An Angel at My Table (Jane Campion, 1990) - mixed
This biopic about quirky and troubled New Zeeland author Janet Frame is both sympathetic and picturesque, and offers a rare insight into the mind of a person who may or may not be mentally ill. Frame herself (played by three actresses from child to grown-up, but mostly by Kerry Fox) comes across as a fascinating personality, but director Campion makes a weak effort to portray the characters surrounding her as little more than cardboard charicatures, from parents and teachers to literary posers in London and mean doctors.
***
Hard Times (Walter Hill, 1975) – pro
Charles Bronson is a depression-era street fighter who hooks up with loudmouth promoter James Coburn for a series of underground brawls, in this taut, lean feature that was Walter Hill's first as a writer-director. The two lead characters are archetypical - the silent, stoic fighter and the debt-ridden, over-confident promoter - but they both work well in the hands of Bronson and Coburn, and Hill makes an assured directing debut, already displaying some of the traits that would become staples of his style; most prominently, the economy of both the script and the execution.
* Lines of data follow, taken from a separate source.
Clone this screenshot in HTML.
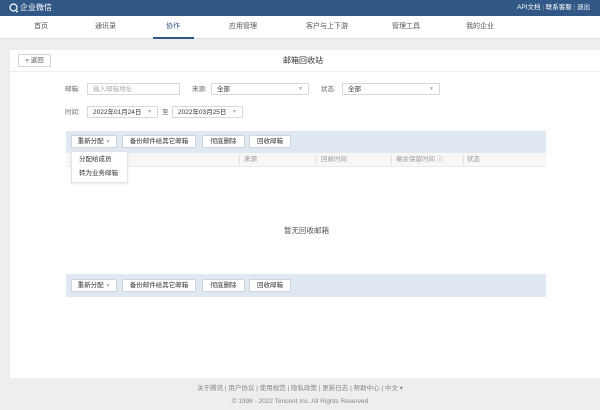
<!DOCTYPE html>
<html><head><meta charset="utf-8"><style>
*{margin:0;padding:0;box-sizing:border-box}
body{width:600px;height:410px;background:#eceef0;font-family:"Liberation Sans","Noto Sans CJK SC",sans-serif;font-size:7px;color:#333;position:relative;overflow:hidden;line-height:1.2}
.top{position:absolute;left:0;top:0;width:600px;height:16px;background:#315786;color:#fff}
.nav{position:absolute;left:0;top:16px;width:600px;height:23px;background:#fff;border-bottom:1px solid #dde1e6}
.nav span{position:absolute;top:7px;font-size:7px;color:#555}
.a{position:absolute}
.panel{position:absolute;left:10px;top:50px;width:590px;height:328px;background:#fff}
.inp{position:absolute;height:12px;border:1px solid #d5d8dc;background:#fff;font-size:6.5px;padding:2px 5px;line-height:7px}
.btn{position:absolute;height:13px;border:1px solid #d0d4d9;background:#fff;font-size:6.5px;line-height:11px;text-align:center;border-radius:1px}
.lbl{position:absolute;font-size:6.5px;color:#666;line-height:8px}
.arr{position:absolute;right:5px;top:2px;color:#aaa;font-size:5px}
</style></head><body>
<div class="top">
<svg class="a" style="left:9px;top:3px" width="10" height="10"><circle cx="4.5" cy="4.5" r="3.5" fill="none" stroke="#fff" stroke-width="1.2"/><circle cx="8" cy="8.5" r="1" fill="#fff"/></svg>
<span class="a" style="left:20px;top:3px;font-size:8px">企业微信</span>
<span class="a" style="left:517px;top:4px;font-size:6.5px">API文档 <span style="color:#8aa">|</span> 联系客服 <span style="color:#8aa">|</span> 退出</span>
</div>
<div class="nav">
<span style="left:34px">首页</span><span style="left:95px">通讯录</span><span style="left:166px;color:#315786">协作</span><span style="left:229px">应用管理</span><span style="left:306px">客户与上下游</span><span style="left:392px">管理工具</span><span style="left:466px">我的企业</span>
<div class="a" style="left:153px;top:21px;width:41px;height:2px;background:#315786"></div>
</div>
<div class="panel">
<div class="a" style="left:0;top:21px;width:590px;height:1px;background:#eee"></div>
<div class="btn" style="left:8px;top:4px;width:33px;color:#555">« 返回</div>
<div class="a" style="left:273px;top:6px;font-size:8px;color:#333">邮箱回收站</div>
<span class="lbl" style="left:55px;top:36px">邮箱:</span>
<div class="inp" style="left:77px;top:33px;width:93px;color:#aaa">输入邮箱地址</div>
<span class="lbl" style="left:182px;top:36px">来源:</span>
<div class="inp" style="left:201px;top:33px;width:98px">全部<span class="arr">▼</span></div>
<span class="lbl" style="left:311px;top:36px">状态:</span>
<div class="inp" style="left:332px;top:33px;width:98px">全部<span class="arr">▼</span></div>
<span class="lbl" style="left:55px;top:59px">时间:</span>
<div class="inp" style="left:77px;top:56px;width:71px">2022年01月24日<span class="arr">▼</span></div>
<span class="lbl" style="left:152px;top:59px">至</span>
<div class="inp" style="left:162px;top:56px;width:71px">2022年03月25日<span class="arr">▼</span></div>
<div class="a" style="left:56px;top:81px;width:480px;height:22px;background:#dfe8f3"></div>
<div class="btn" style="left:61px;top:85px;width:46px">重新分配 <span style="color:#aaa;font-size:5px">▼</span></div>
<div class="btn" style="left:112px;top:85px;width:74px">备份邮件给其它邮箱</div>
<div class="btn" style="left:192px;top:85px;width:43px">彻底删除</div>
<div class="btn" style="left:239px;top:85px;width:42px">回收邮箱</div>
<div class="a" style="left:56px;top:103px;width:480px;height:14px;background:#f7f7f7;border-bottom:1px solid #ebebeb"></div>
<div class="a" style="left:229px;top:105px;width:1px;height:10px;background:#e2e2e2"></div>
<div class="a" style="left:306px;top:105px;width:1px;height:10px;background:#e2e2e2"></div>
<div class="a" style="left:381px;top:105px;width:1px;height:10px;background:#e2e2e2"></div>
<div class="a" style="left:453px;top:105px;width:1px;height:10px;background:#e2e2e2"></div>
<span class="lbl" style="left:234px;top:106px;color:#999">来源</span>
<span class="lbl" style="left:311px;top:106px;color:#999">回收时间</span>
<span class="lbl" style="left:386px;top:106px;color:#999">剩余保留时间 ⓘ</span>
<span class="lbl" style="left:457px;top:106px;color:#999">状态</span>
<div class="a" style="left:61px;top:101px;width:57px;height:32px;background:#fff;border:1px solid #e3e3e3;box-shadow:0 1px 2px rgba(0,0,0,.1)"></div>
<span class="a" style="left:69px;top:106px;font-size:6.5px">分配给成员</span>
<span class="a" style="left:69px;top:120px;font-size:6.5px">转为业务邮箱</span>
<div class="a" style="left:274px;top:176px;font-size:7.5px;color:#555">暂无回收邮箱</div>
<div class="a" style="left:56px;top:224px;width:480px;height:23px;background:#dfe8f3"></div>
<div class="btn" style="left:61px;top:229px;width:46px">重新分配 <span style="color:#aaa;font-size:5px">▼</span></div>
<div class="btn" style="left:112px;top:229px;width:74px">备份邮件给其它邮箱</div>
<div class="btn" style="left:192px;top:229px;width:43px">彻底删除</div>
<div class="btn" style="left:239px;top:229px;width:42px">回收邮箱</div>
</div>
<div class="a" style="left:0;top:385px;width:600px;text-align:center;font-size:6.5px;color:#888">关于腾讯 | 用户协议 | 使用规范 | 隐私政策 | 更新日志 | 帮助中心 | 中文 ▾</div>
<div class="a" style="left:0;top:398px;width:600px;text-align:center;font-size:6.5px;color:#888">© 1998 - 2022 Tencent Inc. All Rights Reserved</div>
</body></html>
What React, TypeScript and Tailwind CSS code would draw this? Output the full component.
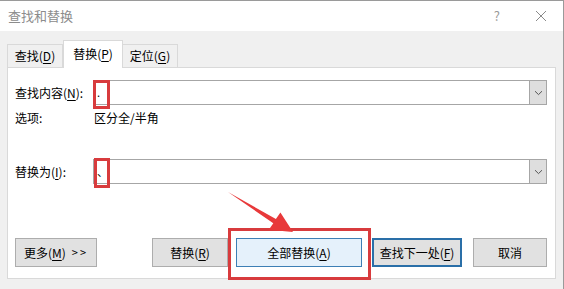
import React from "react";

const font = { fontFamily: '"Noto Sans CJK SC", "Noto Sans", sans-serif' };

function Key({ k }: { k: string }) {
  return <span className="underline underline-offset-2">{k}</span>;
}

function Combo({ value }: { value: string }) {
  return (
    <div className="flex h-[25px] w-[454px] border border-[#a6a6a6] bg-white">
      <div className="flex flex-1 items-center pl-[3px] text-[11px] leading-none text-black">{value}</div>
      <div className="flex w-[17px] items-center justify-center border-l border-[#a6a6a6] bg-[#dedede]">
        <svg width="9" height="6" viewBox="0 0 9 6">
          <path d="M1 1.2 L4.5 4.6 L8 1.2" fill="none" stroke="#555" strokeWidth="1" />
        </svg>
      </div>
    </div>
  );
}

function Btn({ children, className }: { children: React.ReactNode; className: string }) {
  return (
    <div className={`flex h-[29px] items-center justify-center text-[12px] text-black ${className}`}>
      {children}
    </div>
  );
}

export default function App() {
  return (
    <div
      className="relative h-[289px] w-[564px] overflow-hidden border-t border-r border-[#9a9a9a] bg-[#f0f0f0]"
      style={font}
    >
      {/* Title bar */}
      <div className="flex h-[30px] items-center bg-white pl-[8px] pr-[16px] text-[13px] text-[#8c8c8c]">
        <span>查找和替换</span>
        <span className="ml-auto mr-[35px] text-[13px] text-[#9a9a9a]">?</span>
        <svg width="12" height="12" viewBox="0 0 12 12">
          <path d="M1 1 L11 11 M11 1 L1 11" stroke="#8a8a8a" strokeWidth="1" />
        </svg>
      </div>

      {/* Tabs */}
      <div className="flex items-end pl-[7px] pt-[9px]">
        <div className="flex h-[23px] w-[56px] items-center justify-center border border-b-0 border-[#d9d9d9] bg-[#f0f0f0] text-[12px] text-black">
          查找(<Key k="D" />)
        </div>
        <div className="relative z-10 -mb-px flex h-[28px] w-[60px] items-center justify-center border border-b-0 border-[#d9d9d9] bg-white pb-[2px] text-[12px] text-black">
          替换(<Key k="P" />)
        </div>
        <div className="flex h-[23px] w-[55px] items-center justify-center border border-b-0 border-l-0 border-[#d9d9d9] bg-[#f0f0f0] text-[12px] text-black">
          定位(<Key k="G" />)
        </div>
      </div>

      {/* Panel */}
      <div className="ml-[7px] h-[212px] w-[549px] border border-[#d9d9d9] bg-white">
        <div className="mt-[12px] flex h-[25px] items-center pl-[7px]">
          <div className="w-[78px] text-[12px] text-black">
            查找内容(<Key k="N" />):
          </div>
          <Combo value="." />
        </div>
        <div className="flex h-[26px] items-center pl-[7px] text-[12px] text-black">
          <div className="w-[79px]">选项:</div>
          <div>区分全/半角</div>
        </div>
        <div className="mt-[28px] flex h-[25px] items-center pl-[7px]">
          <div className="w-[78px] text-[12px] text-black">
            替换为(<Key k="I" />):
          </div>
          <Combo value="、" />
        </div>
        <div className="mt-[54px] flex items-center pl-[7px]">
          <Btn className="w-[82px] border border-[#adadad] bg-[#e1e1e1]">
            更多(<Key k="M" />)<span className="ml-[6px] tracking-[2px] text-[11px]">&gt;&gt;</span>
          </Btn>
          <Btn className="ml-[55px] w-[76px] border border-[#adadad] bg-[#e1e1e1]">
            替换(<Key k="R" />)
          </Btn>
          <Btn className="ml-[8px] w-[126px] border border-[#3d7fb5] bg-[#e5f1fb]">
            全部替换(<Key k="A" />)
          </Btn>
          <Btn className="ml-[10px] w-[90px] border-2 border-[#2a6fa8] bg-[#e1e1e1]">
            查找下一处(<Key k="F" />)
          </Btn>
          <Btn className="ml-[11px] w-[74px] border border-[#adadad] bg-[#e1e1e1]">
            取消
          </Btn>
        </div>
      </div>

      {/* Annotations */}
      <div className="absolute left-[93px] top-[79px] h-[29px] w-[17px] border-[3px] border-[#d83b3d]" />
      <div className="absolute left-[94px] top-[157px] h-[30px] w-[16px] border-[3px] border-[#d83b3d]" />
      <div className="absolute left-[228px] top-[227px] h-[52px] w-[143px] border-[3px] border-[#d83b3d]" />
      <svg className="pointer-events-none absolute left-0 top-0" width="564" height="289">
        <polygon
          points="228,191 275.9,218.1 280.4,211.6 293,231 268.8,228.8 273.3,222.3"
          fill="#e8393a"
        />
      </svg>
    </div>
  );
}
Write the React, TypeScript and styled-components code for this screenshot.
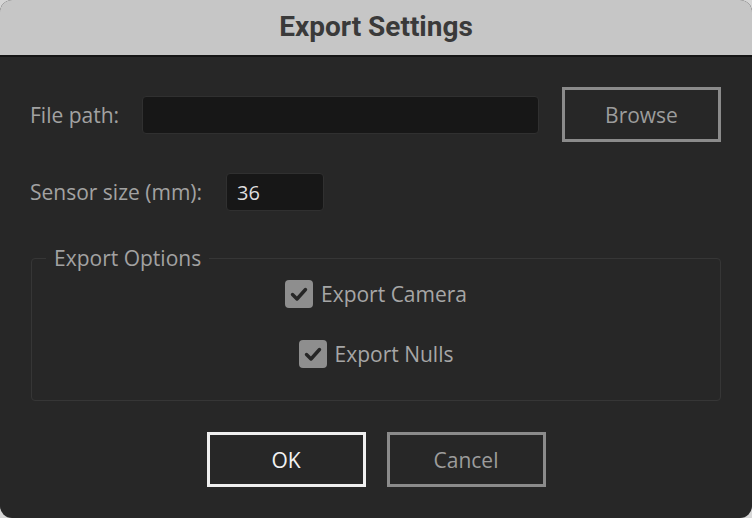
import React from 'react';
import styled, { createGlobalStyle } from 'styled-components';

const GlobalStyle = createGlobalStyle`
  html, body {
    margin: 0;
    padding: 0;
    background: #d6d6d6;
  }
  * {
    box-sizing: border-box;
  }
`;

const Window = styled.div`
  width: 752px;
  height: 518px;
  border-radius: 12px;
  overflow: hidden;
  display: flex;
  flex-direction: column;
  background: #272727;
  font-family: 'Open Sans', 'Noto Sans', sans-serif;
`;

const TitleBar = styled.div`
  height: 57px;
  flex: none;
  background: #c6c6c6;
  border-bottom: 2px solid #151515;
  display: flex;
  align-items: center;
  justify-content: center;
  padding-bottom: 2px;
`;

const Title = styled.h1`
  margin: 0;
  font-family: Roboto, Inter, sans-serif;
  font-weight: 700;
  font-size: 28px;
  color: #3a3a3a;
`;

const Body = styled.div`
  flex: 1;
  display: flex;
  flex-direction: column;
  padding: 30px 31px 0 30px;
`;

const Row = styled.div<{ $gap: number; $mb: number }>`
  display: flex;
  align-items: center;
  gap: ${(p) => p.$gap}px;
  margin-bottom: ${(p) => p.$mb}px;
`;

const Label = styled.span`
  font-size: 21px;
  color: #a2a2a2;
  white-space: nowrap;
`;

const TextInput = styled.div<{ $w?: number }>`
  height: 38px;
  ${(p) => (p.$w ? `width: ${p.$w}px;` : 'flex: 1;')}
  background: #171717;
  border: 1px solid #303030;
  border-radius: 4px;
  display: flex;
  align-items: center;
  padding: 0 10px;
  font-size: 20px;
  color: #dedede;
`;

const Button = styled.button<{ $primary?: boolean }>`
  width: 159px;
  height: 55px;
  flex: none;
  background: transparent;
  border: 3px solid ${(p) => (p.$primary ? '#efefef' : '#8b8b8b')};
  color: ${(p) => (p.$primary ? '#f2f2f2' : '#9c9c9c')};
  font-family: 'Open Sans', 'Noto Sans', sans-serif;
  font-size: 21px;
  padding: 0;
  cursor: default;
`;

const Group = styled.fieldset`
  margin: 0 0 31px 1px;
  padding: 8px 0 32px;
  border: 1px solid #363636;
  border-radius: 4px;
  display: flex;
  flex-direction: column;
  align-items: center;
  gap: 32px;
`;

const Legend = styled.legend`
  margin-left: 14px;
  padding: 0 8px;
  font-size: 21px;
  line-height: 28px;
  color: #a2a2a2;
`;

const CheckRow = styled.label`
  display: flex;
  align-items: center;
  gap: 8px;
  height: 28px;
  font-size: 21px;
  color: #a6a6a6;
`;

const Box = styled.span`
  width: 28px;
  height: 28px;
  border-radius: 4px;
  background: #8e8e8e;
  display: flex;
  align-items: center;
  justify-content: center;
`;

const Buttons = styled.div`
  display: flex;
  justify-content: center;
  gap: 21px;
  padding-left: 1px;
`;

function Check({ label }: { label: string }) {
  return (
    <CheckRow>
      <Box>
        <svg width="28" height="28" viewBox="0 0 28 28">
          <path
            d="M7.5 14.5 L12 19 L20.5 9.5"
            fill="none"
            stroke="#262626"
            strokeWidth="3.4"
            strokeLinecap="round"
            strokeLinejoin="round"
          />
        </svg>
      </Box>
      {label}
    </CheckRow>
  );
}

export default function App() {
  return (
    <>
      <GlobalStyle />
      <Window>
        <TitleBar>
          <Title>Export Settings</Title>
        </TitleBar>
        <Body>
          <Row $gap={23} $mb={31}>
            <Label>File path:</Label>
            <TextInput />
            <Button>Browse</Button>
          </Row>
          <Row $gap={24} $mb={33}>
            <Label>Sensor size (mm):</Label>
            <TextInput $w={98}>36</TextInput>
          </Row>
          <Group>
            <Legend>Export Options</Legend>
            <Check label="Export Camera" />
            <Check label="Export Nulls" />
          </Group>
          <Buttons>
            <Button $primary>OK</Button>
            <Button>Cancel</Button>
          </Buttons>
        </Body>
      </Window>
    </>
  );
}
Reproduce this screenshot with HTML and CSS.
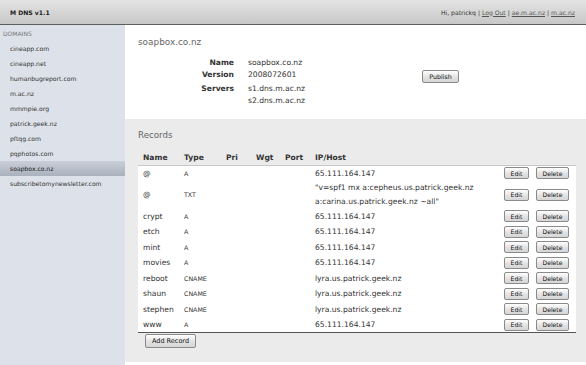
FILE: index.html
```html
<!DOCTYPE html>
<html>
<head>
<meta charset="utf-8">
<title>M DNS v1.1</title>
<link rel="stylesheet" href="styles.css">
</head>
<body>
<header class="topbar">
  <span class="brand">M DNS v1.1</span>
  <nav class="user">Hi, patrickq | <a href="#">Log Out</a> | <a href="#">ae.m.ac.nz</a> | <a href="#">m.ac.nz</a></nav>
</header>
<div class="layout">
  <aside class="sidebar">
    <div class="side-title">DOMAINS</div>
    <ul class="domains">
      <li>cineapp.com</li>
      <li>cineapp.net</li>
      <li>humanbugreport.com</li>
      <li>m.ac.nz</li>
      <li>mmmpie.org</li>
      <li>patrick.geek.nz</li>
      <li>pftqg.com</li>
      <li>pqphotos.com</li>
      <li class="selected">soapbox.co.nz</li>
      <li>subscribetomynewsletter.com</li>
    </ul>
  </aside>
  <main class="content">
    <section class="summary">
      <h1 class="domain-title">soapbox.co.nz</h1>
      <div class="summary-body">
        <dl class="info">
          <dt>Name</dt><dd>soapbox.co.nz</dd>
          <dt>Version</dt><dd>2008072601</dd>
          <dt class="servers">Servers</dt><dd class="servers">s1.dns.m.ac.nz<br>s2.dns.m.ac.nz</dd>
        </dl>
        <button class="btn publish">Publish</button>
      </div>
    </section>
    <section class="records">
      <h2 class="records-title">Records</h2>
      <table class="rec-table">
        <colgroup>
          <col class="c-name"><col class="c-type"><col class="c-pri"><col class="c-wgt"><col class="c-port"><col class="c-host"><col class="c-act">
        </colgroup>
        <thead>
          <tr><th>Name</th><th>Type</th><th>Pri</th><th>Wgt</th><th>Port</th><th>IP/Host</th><th></th></tr>
        </thead>
        <tbody>
          <tr><td>@</td><td class="type">A</td><td></td><td></td><td></td><td>65.111.164.147</td><td class="act"><button class="btn edit">Edit</button><button class="btn del">Delete</button></td></tr>
          <tr class="tall"><td>@</td><td class="type">TXT</td><td></td><td></td><td></td><td class="txt">"v=spf1 mx a:cepheus.us.patrick.geek.nz a:carina.us.patrick.geek.nz ~all"</td><td class="act"><button class="btn edit">Edit</button><button class="btn del">Delete</button></td></tr>
          <tr><td>crypt</td><td class="type">A</td><td></td><td></td><td></td><td>65.111.164.147</td><td class="act"><button class="btn edit">Edit</button><button class="btn del">Delete</button></td></tr>
          <tr><td>etch</td><td class="type">A</td><td></td><td></td><td></td><td>65.111.164.147</td><td class="act"><button class="btn edit">Edit</button><button class="btn del">Delete</button></td></tr>
          <tr><td>mint</td><td class="type">A</td><td></td><td></td><td></td><td>65.111.164.147</td><td class="act"><button class="btn edit">Edit</button><button class="btn del">Delete</button></td></tr>
          <tr><td>movies</td><td class="type">A</td><td></td><td></td><td></td><td>65.111.164.147</td><td class="act"><button class="btn edit">Edit</button><button class="btn del">Delete</button></td></tr>
          <tr><td>reboot</td><td class="type">CNAME</td><td></td><td></td><td></td><td>lyra.us.patrick.geek.nz</td><td class="act"><button class="btn edit">Edit</button><button class="btn del">Delete</button></td></tr>
          <tr><td>shaun</td><td class="type">CNAME</td><td></td><td></td><td></td><td>lyra.us.patrick.geek.nz</td><td class="act"><button class="btn edit">Edit</button><button class="btn del">Delete</button></td></tr>
          <tr><td>stephen</td><td class="type">CNAME</td><td></td><td></td><td></td><td>lyra.us.patrick.geek.nz</td><td class="act"><button class="btn edit">Edit</button><button class="btn del">Delete</button></td></tr>
          <tr><td>www</td><td class="type">A</td><td></td><td></td><td></td><td>65.111.164.147</td><td class="act"><button class="btn edit">Edit</button><button class="btn del">Delete</button></td></tr>
        </tbody>
      </table>
      <button class="btn add">Add Record</button>
    </section>
  </main>
</div>
</body>
</html>
```
FILE: styles.css
```css
* { box-sizing: border-box; }
html, body { margin: 0; padding: 0; }
body {
  font-family: "DejaVu Sans", Verdana, sans-serif;
  color: #222;
  background: #fff;
  width: 586px;
  height: 365px;
  overflow: hidden;
}

.topbar {
  height: 25px;
  display: flex;
  align-items: center;
  justify-content: space-between;
  padding: 0 11px 0 10px;
  background: linear-gradient(#e4e4e4, #c7c7c7);
  border-bottom: 1px solid #5e5e5e;
}
.brand {
  font-weight: bold;
  font-size: 6.1px;
  color: #222;
}
.user {
  font-size: 6.1px;
  color: #333;
}
.user a { color: #555; text-decoration: underline; }

.layout {
  display: flex;
  height: 340px;
}

.sidebar {
  width: 125px;
  flex: none;
  background: #dde1e9;
}
.side-title {
  height: 15.5px;
  padding: 4px 0 0 3px;
  font-size: 6px;
  color: #777;
  line-height: 9px;
}
.domains {
  list-style: none;
  margin: 0;
  padding: 0;
}
.domains li {
  height: 15px;
  line-height: 15px;
  padding-left: 10px;
  font-size: 6.1px;
  color: #333;
}
.domains li.selected {
  background: linear-gradient(#c9cfd8, #a9b1bd);
  color: #222;
}

.content {
  flex: 1;
  display: flex;
  flex-direction: column;
  background: #fff;
}

.summary {
  height: 94px;
  padding: 11px 0 0 13px;
  background: #fff;
}
.domain-title {
  margin: 0;
  font-weight: normal;
  font-size: 8.9px;
  line-height: 12px;
  color: #666;
}
.summary-body {
  display: flex;
  margin-top: 9px;
}
.info {
  margin: 0;
  width: 284px;
  display: grid;
  grid-template-columns: 96px auto;
  column-gap: 14px;
  font-size: 7.6px;
  line-height: 11.5px;
  align-content: start;
}
.info dt {
  text-align: right;
  font-weight: bold;
  color: #333;
}
.info dd { margin: 0; color: #333; }
.info .servers { margin-top: 3px; }

.btn {
  font-family: "DejaVu Sans", Verdana, sans-serif;
  font-size: 6.1px;
  color: #111;
  background: linear-gradient(#ffffff, #e2e2e2 55%, #d6d6d6);
  border: 1px solid #8a8a8a;
  border-radius: 2px;
  padding: 0;
  line-height: 9px;
  cursor: pointer;
}
.publish {
  width: 37px;
  height: 13px;
  margin-top: 13px;
  font-size: 6.3px;
}

.records {
  flex: 1;
  background: #ebebeb;
  padding: 10px 10px 0 13px;
  margin-bottom: 3px;
}
.records-title {
  margin: 0 0 10px 0;
  font-weight: normal;
  font-size: 8.7px;
  line-height: 12px;
  color: #666;
}

.rec-table {
  width: 438px;
  table-layout: fixed;
  border-collapse: collapse;
  font-size: 7.6px;
  color: #333;
}
.c-name { width: 41px; }
.c-type { width: 42px; }
.c-pri { width: 30px; }
.c-wgt { width: 29px; }
.c-port { width: 30px; }
.c-host { width: 192px; }
.c-act { width: 74px; }

.rec-table th {
  height: 14px;
  padding: 0 0 0 5px;
  text-align: left;
  font-weight: bold;
  color: #333;
  border-bottom: 1px solid #c8c8c8;
  vertical-align: middle;
}
.rec-table tbody { background: #fff; }
.rec-table tbody tr:last-child td { border-bottom: 1px solid #555; }
.rec-table td {
  height: 15.5px;
  padding: 0 0 0 5px;
  vertical-align: middle;
  white-space: nowrap;
}
.rec-table tr.tall td { height: 26px; }
.rec-table td.txt {
  white-space: normal;
  line-height: 14px;
  padding-right: 10px;
}
.rec-table td.type { font-size: 6.3px; }
.rec-table td.act {
  padding: 0 7px 0 0;
  text-align: right;
}
.edit {
  width: 25px;
  height: 12px;
  margin-right: 7px;
  vertical-align: middle;
}
.del {
  width: 33px;
  height: 12px;
  vertical-align: middle;
}
.add {
  display: block;
  width: 51px;
  height: 14px;
  margin: 1px 0 0 7px;
  font-size: 6.5px;
}
```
The fight scenes are equally impressive and intense, often shot with the thuds and grunts from the hitters as the only soundtrack.
***
The Private Life of Sherlock Holmes (Billy Wilder, 1970) – mixed-
Fifty years after Dr. Watson's death, in compliance with his last will, his heirs unveil a previously unknown Sherlock Holmes mystery, deemed by Watson too hot to handle at the time he wrote it down, due to its delicate nature: it involves international espionage, Holmes' brother Mycroft, and hints of a softer side of the great detective. This is a rather clever device by Wilder and his screenwriting partner I.A.L. Diamond to kick-start a story obviously not written by Arthur Conan Doyle, but the result is pretty underwhelming. Originally intended as an epic, chronicling a number of different cases and episodes, but later chopped down to a more managable running time, it now resembles little more than a well-crafted detective story made for TV, with an unengaging plot and a disappointing showdown in Loch Ness that would be more fitting of an episode of Scooby Doo than the greatest detective in the world. Still, Robert Stephens is a good Holmes, and the scenes between him and Mycroft Holmes (Christopher Lee) are excellent in showing the brothers' mutual, and restrained, contempt for one another. Wilder directs with his usual flair, but his annoying habit of mixing drama with comedy doesn't work at all, and Colin Blakely's Watson – often reduced to comic relief – is hopeless; for a man of science and medicine, he sure is a clumsy, dim-witted moron.